**EXERCISE INPUT**:

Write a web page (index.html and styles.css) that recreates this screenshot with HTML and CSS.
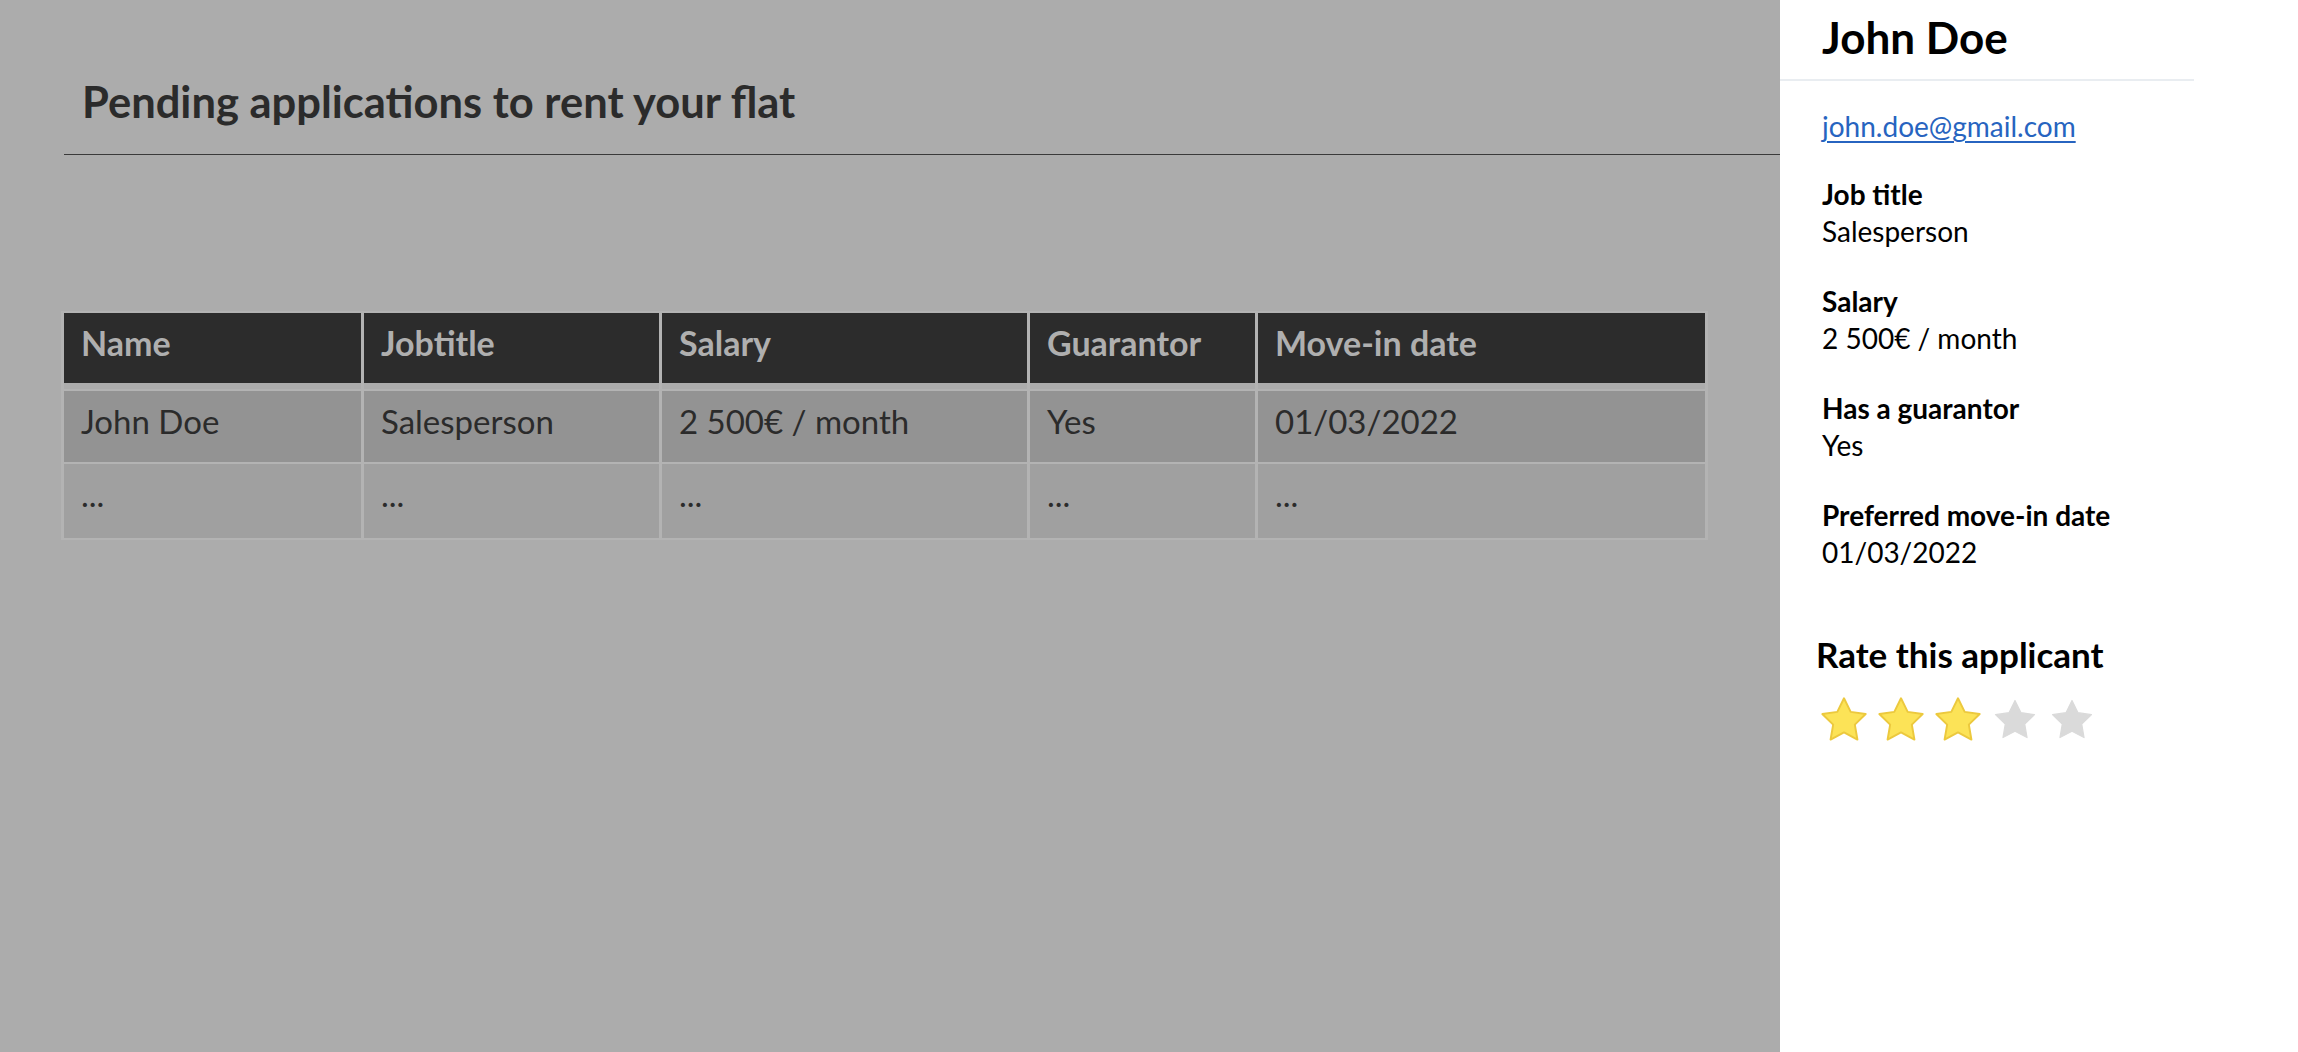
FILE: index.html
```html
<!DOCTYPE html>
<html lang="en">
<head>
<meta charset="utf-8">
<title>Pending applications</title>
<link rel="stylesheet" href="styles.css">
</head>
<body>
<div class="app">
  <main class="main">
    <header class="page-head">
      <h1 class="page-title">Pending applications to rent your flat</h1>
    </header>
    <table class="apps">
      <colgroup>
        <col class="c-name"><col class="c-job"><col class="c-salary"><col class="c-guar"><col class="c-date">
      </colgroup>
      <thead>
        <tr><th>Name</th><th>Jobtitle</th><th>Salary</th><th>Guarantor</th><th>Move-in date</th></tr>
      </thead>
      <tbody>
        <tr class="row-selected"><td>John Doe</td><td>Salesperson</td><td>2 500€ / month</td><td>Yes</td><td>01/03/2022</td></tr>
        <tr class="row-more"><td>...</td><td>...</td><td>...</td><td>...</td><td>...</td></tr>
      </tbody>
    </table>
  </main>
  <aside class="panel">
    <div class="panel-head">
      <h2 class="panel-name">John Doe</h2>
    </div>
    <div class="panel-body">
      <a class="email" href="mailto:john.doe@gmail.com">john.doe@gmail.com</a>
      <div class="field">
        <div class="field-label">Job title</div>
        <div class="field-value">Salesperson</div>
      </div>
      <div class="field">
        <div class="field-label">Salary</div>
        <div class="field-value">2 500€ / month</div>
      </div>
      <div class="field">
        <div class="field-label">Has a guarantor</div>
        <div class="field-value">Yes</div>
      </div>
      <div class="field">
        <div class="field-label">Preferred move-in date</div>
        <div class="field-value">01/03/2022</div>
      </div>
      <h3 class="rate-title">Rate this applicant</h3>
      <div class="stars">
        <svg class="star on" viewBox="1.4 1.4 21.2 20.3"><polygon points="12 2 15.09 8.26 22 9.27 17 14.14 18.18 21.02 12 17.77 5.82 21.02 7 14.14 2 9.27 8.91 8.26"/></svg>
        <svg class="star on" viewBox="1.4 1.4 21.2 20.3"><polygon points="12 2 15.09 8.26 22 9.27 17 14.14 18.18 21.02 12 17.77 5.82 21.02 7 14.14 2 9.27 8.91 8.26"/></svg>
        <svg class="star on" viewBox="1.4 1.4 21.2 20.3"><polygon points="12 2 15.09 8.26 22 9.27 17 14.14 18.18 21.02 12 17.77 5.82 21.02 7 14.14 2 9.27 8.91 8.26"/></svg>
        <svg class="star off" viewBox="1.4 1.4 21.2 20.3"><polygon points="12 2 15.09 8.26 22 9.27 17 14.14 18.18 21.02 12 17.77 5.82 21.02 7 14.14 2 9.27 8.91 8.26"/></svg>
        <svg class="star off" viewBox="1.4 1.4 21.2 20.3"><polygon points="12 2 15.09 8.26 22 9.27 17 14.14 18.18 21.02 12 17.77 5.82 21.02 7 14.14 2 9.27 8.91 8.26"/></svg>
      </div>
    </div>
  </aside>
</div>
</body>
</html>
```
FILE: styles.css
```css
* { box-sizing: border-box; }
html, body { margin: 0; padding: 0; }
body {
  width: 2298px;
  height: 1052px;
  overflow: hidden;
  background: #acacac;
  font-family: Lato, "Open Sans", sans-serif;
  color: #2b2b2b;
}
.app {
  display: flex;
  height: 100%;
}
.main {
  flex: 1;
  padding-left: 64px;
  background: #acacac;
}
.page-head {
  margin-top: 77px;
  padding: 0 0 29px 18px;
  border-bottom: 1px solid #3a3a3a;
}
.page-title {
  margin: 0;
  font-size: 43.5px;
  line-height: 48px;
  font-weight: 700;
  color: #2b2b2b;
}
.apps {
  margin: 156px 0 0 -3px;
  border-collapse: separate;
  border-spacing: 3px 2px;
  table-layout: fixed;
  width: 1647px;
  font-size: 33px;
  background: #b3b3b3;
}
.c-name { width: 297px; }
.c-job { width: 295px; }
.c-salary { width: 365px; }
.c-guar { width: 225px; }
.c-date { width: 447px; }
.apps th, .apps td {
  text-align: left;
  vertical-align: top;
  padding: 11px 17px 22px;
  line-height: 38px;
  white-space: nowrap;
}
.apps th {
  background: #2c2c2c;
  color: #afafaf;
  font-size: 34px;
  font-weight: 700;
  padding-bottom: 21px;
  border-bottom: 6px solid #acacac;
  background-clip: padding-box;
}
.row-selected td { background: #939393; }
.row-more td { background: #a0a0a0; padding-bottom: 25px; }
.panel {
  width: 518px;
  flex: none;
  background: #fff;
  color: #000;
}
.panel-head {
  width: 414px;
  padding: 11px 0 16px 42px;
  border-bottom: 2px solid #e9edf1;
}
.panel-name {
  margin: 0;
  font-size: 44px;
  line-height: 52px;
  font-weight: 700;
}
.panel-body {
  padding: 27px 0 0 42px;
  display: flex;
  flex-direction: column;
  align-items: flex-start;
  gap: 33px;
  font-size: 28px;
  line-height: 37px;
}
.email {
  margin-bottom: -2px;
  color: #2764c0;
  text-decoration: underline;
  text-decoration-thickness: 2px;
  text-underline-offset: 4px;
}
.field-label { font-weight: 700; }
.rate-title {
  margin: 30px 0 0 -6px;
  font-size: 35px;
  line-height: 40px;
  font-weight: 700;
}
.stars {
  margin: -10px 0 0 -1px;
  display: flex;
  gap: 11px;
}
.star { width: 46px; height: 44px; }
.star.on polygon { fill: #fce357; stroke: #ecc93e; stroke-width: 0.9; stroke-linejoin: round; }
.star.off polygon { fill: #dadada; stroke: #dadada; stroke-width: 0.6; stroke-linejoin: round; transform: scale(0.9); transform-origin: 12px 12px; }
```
==
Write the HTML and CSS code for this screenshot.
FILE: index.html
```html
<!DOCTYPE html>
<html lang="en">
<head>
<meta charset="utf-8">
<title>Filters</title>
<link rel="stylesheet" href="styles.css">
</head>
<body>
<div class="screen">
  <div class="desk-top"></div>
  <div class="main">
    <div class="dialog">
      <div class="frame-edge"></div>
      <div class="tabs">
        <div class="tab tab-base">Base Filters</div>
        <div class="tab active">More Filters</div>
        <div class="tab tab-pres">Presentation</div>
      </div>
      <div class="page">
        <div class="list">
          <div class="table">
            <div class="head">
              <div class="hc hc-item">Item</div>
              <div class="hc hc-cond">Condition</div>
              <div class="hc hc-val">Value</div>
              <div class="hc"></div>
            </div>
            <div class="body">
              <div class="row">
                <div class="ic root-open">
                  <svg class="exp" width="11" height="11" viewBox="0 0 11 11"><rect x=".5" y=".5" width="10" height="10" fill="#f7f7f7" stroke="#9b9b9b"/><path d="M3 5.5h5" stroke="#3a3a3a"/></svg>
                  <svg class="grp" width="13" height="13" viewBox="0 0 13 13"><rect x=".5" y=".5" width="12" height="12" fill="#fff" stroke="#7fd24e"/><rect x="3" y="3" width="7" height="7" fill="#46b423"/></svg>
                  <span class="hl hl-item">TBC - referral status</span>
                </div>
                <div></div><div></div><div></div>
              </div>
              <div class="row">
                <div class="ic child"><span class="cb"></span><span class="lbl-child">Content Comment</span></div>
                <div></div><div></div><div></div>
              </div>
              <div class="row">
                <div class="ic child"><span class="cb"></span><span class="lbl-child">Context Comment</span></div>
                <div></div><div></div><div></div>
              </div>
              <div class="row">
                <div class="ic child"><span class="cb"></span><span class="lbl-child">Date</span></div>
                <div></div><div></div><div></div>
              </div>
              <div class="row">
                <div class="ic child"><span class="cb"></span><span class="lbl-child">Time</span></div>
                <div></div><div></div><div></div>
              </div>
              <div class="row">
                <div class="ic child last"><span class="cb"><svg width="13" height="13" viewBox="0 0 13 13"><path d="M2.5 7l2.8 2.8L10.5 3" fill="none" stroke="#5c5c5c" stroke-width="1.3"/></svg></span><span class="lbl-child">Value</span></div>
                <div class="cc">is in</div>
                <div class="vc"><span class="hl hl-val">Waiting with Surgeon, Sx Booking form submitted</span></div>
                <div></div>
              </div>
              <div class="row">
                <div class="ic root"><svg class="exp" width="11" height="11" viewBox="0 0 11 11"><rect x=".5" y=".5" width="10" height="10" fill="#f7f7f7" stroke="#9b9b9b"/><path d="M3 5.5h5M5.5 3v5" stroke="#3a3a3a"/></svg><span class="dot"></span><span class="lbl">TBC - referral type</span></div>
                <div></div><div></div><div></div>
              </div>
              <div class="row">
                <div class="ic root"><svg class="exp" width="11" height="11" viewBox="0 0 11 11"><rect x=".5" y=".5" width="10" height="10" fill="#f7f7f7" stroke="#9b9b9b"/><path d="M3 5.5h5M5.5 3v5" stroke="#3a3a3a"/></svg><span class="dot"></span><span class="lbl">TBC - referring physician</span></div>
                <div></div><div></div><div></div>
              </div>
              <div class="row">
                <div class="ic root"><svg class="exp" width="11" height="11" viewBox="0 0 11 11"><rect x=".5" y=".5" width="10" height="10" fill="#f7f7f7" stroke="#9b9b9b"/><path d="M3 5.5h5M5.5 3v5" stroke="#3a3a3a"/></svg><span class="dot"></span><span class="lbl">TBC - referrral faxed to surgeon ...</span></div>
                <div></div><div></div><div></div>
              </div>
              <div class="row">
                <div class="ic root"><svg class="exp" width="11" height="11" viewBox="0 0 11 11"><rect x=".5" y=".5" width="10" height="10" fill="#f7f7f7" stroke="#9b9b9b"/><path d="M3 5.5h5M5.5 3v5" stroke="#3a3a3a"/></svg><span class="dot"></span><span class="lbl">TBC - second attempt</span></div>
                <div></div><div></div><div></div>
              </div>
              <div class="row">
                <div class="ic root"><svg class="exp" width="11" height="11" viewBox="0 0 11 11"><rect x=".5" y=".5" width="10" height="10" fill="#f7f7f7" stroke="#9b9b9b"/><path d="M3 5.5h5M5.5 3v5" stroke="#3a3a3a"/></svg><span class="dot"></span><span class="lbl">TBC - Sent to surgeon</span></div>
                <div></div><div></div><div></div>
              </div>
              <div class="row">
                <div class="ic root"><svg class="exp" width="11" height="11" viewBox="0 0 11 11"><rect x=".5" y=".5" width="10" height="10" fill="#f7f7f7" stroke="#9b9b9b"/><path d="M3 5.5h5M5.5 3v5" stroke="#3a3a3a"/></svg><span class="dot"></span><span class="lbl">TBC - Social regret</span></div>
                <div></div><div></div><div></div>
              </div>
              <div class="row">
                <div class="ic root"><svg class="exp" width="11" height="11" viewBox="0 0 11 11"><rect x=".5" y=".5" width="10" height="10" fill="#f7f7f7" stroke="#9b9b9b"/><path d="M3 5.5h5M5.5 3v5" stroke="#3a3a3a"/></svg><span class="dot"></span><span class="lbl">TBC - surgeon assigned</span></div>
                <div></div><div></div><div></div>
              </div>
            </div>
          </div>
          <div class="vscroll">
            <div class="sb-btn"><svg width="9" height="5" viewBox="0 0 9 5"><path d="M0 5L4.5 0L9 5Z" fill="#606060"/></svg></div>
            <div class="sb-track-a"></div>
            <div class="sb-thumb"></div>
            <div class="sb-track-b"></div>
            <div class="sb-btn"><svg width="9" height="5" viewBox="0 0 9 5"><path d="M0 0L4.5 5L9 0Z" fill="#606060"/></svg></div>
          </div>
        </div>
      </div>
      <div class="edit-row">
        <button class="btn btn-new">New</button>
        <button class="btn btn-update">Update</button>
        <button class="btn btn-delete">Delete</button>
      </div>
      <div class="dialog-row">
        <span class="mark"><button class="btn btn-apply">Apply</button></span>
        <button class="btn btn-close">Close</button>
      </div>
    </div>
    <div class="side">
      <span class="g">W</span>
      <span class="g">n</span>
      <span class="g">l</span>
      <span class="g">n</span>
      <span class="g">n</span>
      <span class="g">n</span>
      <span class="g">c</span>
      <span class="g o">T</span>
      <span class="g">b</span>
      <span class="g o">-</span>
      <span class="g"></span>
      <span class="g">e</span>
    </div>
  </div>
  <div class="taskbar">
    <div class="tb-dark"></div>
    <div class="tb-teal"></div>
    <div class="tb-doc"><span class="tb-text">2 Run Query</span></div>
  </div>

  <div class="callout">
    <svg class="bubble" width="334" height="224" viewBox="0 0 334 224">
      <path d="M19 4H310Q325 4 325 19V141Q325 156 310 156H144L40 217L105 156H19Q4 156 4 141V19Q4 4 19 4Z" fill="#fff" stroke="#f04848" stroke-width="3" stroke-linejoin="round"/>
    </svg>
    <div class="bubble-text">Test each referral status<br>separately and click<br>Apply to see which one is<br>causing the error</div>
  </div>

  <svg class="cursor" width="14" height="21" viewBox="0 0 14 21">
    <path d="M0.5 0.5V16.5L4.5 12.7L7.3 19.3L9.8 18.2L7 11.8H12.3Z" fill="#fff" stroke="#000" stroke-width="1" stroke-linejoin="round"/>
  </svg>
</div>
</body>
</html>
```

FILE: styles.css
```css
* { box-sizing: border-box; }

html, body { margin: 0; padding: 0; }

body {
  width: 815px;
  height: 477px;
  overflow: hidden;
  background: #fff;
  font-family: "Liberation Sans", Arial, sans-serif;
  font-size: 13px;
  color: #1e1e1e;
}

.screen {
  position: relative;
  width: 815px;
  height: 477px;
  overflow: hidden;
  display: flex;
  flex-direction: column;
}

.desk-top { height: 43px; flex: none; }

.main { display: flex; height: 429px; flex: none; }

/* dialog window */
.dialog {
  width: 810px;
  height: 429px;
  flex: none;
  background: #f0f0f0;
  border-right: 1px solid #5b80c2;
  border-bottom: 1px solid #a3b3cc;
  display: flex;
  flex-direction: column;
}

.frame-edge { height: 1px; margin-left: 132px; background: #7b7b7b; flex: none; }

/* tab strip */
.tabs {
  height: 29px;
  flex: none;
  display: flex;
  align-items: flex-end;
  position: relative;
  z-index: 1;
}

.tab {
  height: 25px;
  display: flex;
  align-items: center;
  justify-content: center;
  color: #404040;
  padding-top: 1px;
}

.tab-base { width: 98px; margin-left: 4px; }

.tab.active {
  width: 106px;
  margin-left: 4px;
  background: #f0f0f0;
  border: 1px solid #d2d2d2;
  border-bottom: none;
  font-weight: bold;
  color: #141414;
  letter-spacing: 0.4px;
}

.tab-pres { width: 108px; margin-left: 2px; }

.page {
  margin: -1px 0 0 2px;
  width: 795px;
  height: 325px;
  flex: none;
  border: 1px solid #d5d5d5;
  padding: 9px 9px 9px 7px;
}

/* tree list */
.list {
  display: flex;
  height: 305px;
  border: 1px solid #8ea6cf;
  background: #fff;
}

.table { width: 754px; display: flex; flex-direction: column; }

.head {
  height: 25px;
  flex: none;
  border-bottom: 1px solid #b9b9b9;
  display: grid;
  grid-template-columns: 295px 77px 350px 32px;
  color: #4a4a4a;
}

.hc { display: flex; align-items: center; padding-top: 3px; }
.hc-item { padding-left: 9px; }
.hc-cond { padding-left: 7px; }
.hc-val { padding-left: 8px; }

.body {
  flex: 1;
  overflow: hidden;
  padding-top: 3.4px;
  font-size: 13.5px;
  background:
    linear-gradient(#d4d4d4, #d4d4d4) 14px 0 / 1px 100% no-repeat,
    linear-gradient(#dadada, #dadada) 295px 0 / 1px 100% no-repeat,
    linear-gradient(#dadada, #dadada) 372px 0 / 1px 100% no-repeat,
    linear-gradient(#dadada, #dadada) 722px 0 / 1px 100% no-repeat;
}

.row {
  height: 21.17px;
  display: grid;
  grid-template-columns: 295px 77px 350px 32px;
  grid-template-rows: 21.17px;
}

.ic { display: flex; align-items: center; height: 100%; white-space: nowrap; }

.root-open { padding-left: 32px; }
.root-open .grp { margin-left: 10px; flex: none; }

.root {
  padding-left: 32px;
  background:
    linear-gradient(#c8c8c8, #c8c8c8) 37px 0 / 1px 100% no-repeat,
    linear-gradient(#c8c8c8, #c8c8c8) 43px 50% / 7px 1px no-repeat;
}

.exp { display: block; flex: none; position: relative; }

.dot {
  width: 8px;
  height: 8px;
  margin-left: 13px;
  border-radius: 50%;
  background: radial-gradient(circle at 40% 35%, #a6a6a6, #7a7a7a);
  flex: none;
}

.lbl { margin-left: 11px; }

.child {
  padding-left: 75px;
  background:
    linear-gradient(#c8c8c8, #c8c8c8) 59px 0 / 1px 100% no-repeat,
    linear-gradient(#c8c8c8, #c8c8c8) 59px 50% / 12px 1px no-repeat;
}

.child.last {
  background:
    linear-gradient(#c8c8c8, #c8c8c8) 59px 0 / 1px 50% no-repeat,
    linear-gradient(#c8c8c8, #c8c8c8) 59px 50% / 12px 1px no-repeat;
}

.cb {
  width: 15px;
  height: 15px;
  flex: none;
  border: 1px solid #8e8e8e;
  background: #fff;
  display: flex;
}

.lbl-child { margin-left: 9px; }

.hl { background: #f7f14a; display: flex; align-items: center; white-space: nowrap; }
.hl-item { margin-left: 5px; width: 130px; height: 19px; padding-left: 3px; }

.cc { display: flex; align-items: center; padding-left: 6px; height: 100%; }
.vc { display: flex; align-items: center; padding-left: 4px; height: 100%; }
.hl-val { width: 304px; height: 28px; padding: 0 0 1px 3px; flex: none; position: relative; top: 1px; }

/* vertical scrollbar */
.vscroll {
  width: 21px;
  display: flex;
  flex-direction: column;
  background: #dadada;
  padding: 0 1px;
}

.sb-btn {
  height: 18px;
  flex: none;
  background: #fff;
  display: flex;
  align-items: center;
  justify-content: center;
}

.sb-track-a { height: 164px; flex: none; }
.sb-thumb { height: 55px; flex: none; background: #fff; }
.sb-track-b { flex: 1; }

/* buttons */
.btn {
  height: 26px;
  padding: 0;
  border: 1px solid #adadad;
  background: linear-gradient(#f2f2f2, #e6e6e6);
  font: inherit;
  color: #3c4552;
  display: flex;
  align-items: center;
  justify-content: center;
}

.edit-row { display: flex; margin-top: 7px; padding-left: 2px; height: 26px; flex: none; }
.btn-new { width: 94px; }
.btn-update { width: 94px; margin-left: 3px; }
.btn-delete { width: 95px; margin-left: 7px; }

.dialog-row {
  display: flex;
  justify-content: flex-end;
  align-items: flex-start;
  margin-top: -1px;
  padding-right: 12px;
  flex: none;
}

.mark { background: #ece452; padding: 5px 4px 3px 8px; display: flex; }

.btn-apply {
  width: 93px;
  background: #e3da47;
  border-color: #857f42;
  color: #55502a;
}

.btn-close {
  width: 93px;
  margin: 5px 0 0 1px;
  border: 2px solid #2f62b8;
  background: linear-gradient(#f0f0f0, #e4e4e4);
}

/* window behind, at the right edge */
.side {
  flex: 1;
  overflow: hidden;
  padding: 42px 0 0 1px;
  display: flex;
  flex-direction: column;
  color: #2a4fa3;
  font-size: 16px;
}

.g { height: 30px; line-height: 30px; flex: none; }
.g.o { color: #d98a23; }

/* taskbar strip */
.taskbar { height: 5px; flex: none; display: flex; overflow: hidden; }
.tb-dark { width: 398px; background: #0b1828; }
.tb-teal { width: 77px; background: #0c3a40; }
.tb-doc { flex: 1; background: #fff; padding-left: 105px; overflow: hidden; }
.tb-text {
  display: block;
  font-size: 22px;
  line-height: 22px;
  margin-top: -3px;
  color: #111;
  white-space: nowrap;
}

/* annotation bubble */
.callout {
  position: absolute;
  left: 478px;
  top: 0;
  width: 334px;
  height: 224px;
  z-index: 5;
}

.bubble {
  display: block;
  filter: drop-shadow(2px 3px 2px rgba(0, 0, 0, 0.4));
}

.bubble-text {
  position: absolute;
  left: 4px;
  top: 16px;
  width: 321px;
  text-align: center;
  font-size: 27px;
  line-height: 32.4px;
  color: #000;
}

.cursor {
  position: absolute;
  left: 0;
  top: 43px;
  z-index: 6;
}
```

**WHAT IS REQUIRED**:
Your answer should be one number: how many lines of the listing include the word "page".

**OUTPUT OF THE EXERCISE**:
7